▶ _Written exercise_: Copy out each line of the data holding "this".

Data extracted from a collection

»»

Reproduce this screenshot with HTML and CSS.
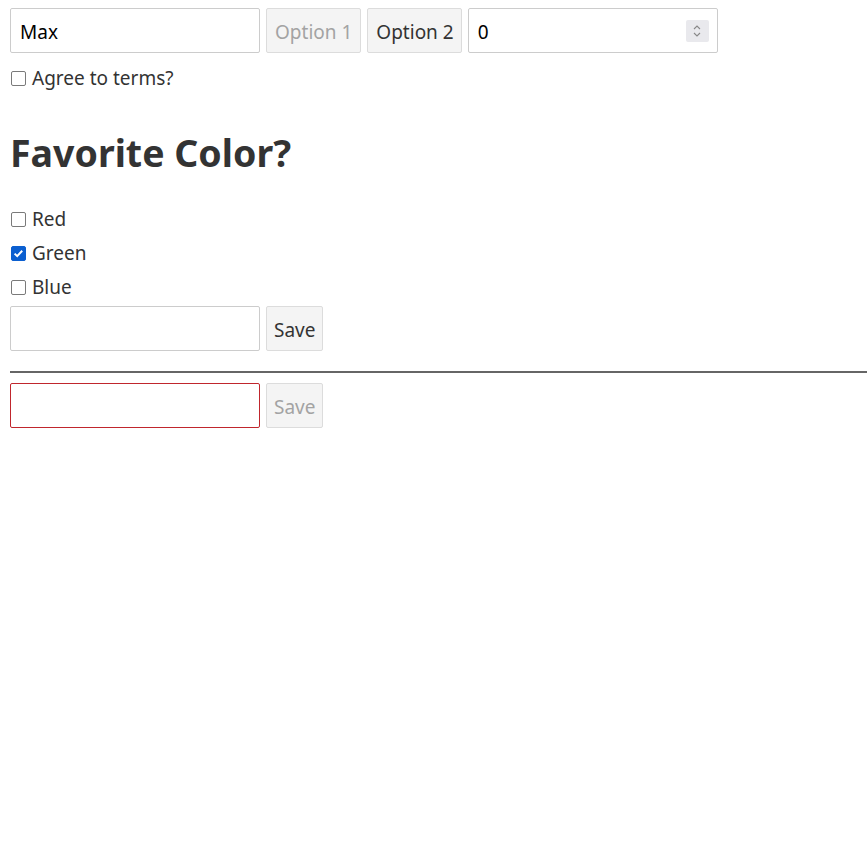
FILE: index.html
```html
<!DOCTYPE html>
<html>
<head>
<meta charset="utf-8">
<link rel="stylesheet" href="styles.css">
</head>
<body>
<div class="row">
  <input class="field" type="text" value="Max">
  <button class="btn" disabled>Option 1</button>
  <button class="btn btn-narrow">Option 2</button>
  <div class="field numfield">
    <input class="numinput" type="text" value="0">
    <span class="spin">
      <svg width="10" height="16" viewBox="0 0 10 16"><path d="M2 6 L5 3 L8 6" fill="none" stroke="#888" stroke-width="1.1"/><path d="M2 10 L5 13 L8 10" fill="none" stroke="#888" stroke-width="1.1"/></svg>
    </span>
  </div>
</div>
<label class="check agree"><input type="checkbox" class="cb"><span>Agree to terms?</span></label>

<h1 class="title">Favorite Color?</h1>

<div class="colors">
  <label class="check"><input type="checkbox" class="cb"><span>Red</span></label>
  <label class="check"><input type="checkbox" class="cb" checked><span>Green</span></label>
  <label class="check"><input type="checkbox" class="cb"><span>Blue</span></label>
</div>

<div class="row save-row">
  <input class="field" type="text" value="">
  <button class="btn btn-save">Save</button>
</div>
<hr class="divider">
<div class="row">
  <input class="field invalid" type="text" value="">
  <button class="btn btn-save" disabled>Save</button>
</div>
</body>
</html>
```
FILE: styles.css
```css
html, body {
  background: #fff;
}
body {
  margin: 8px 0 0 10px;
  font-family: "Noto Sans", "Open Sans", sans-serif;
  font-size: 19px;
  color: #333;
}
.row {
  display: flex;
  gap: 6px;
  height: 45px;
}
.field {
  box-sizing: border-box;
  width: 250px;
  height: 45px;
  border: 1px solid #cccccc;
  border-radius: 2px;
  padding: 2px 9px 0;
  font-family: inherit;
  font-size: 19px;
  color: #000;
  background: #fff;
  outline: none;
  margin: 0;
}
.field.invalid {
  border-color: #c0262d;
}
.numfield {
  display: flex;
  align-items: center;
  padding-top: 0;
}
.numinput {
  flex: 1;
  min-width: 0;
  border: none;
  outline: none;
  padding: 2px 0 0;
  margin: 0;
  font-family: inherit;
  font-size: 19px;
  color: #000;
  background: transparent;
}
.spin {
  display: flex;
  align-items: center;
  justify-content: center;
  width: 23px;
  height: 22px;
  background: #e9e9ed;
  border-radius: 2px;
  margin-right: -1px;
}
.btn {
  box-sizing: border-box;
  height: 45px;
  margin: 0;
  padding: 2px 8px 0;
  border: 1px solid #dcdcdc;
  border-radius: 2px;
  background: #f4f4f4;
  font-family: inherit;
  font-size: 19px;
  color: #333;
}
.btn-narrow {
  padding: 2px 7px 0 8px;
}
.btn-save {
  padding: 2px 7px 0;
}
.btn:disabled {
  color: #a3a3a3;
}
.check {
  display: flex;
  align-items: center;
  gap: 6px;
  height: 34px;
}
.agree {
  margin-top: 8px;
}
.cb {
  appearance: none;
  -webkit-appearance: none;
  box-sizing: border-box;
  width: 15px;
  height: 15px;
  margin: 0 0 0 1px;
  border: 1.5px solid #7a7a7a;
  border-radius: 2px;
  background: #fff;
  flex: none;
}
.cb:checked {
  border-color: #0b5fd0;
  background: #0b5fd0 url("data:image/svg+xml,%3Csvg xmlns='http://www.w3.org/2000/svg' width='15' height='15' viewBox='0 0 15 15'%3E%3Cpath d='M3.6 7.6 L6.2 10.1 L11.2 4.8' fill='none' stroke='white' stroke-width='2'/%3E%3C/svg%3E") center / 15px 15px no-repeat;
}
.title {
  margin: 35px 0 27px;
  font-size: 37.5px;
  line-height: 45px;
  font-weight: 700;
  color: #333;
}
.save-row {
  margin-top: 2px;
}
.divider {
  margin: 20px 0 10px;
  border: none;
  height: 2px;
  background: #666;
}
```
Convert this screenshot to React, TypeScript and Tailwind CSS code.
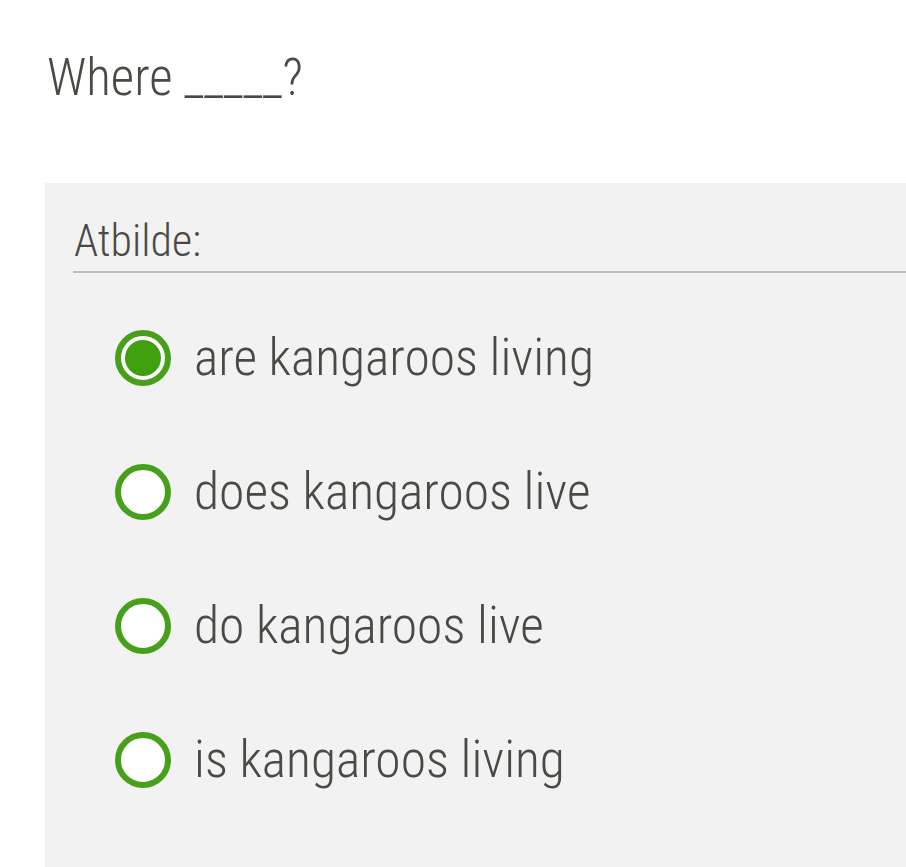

««

▶ _Written answer_:
Reproduce this screenshot with HTML and CSS.
Convert this screenshot to React, TypeScript and Tailwind CSS code.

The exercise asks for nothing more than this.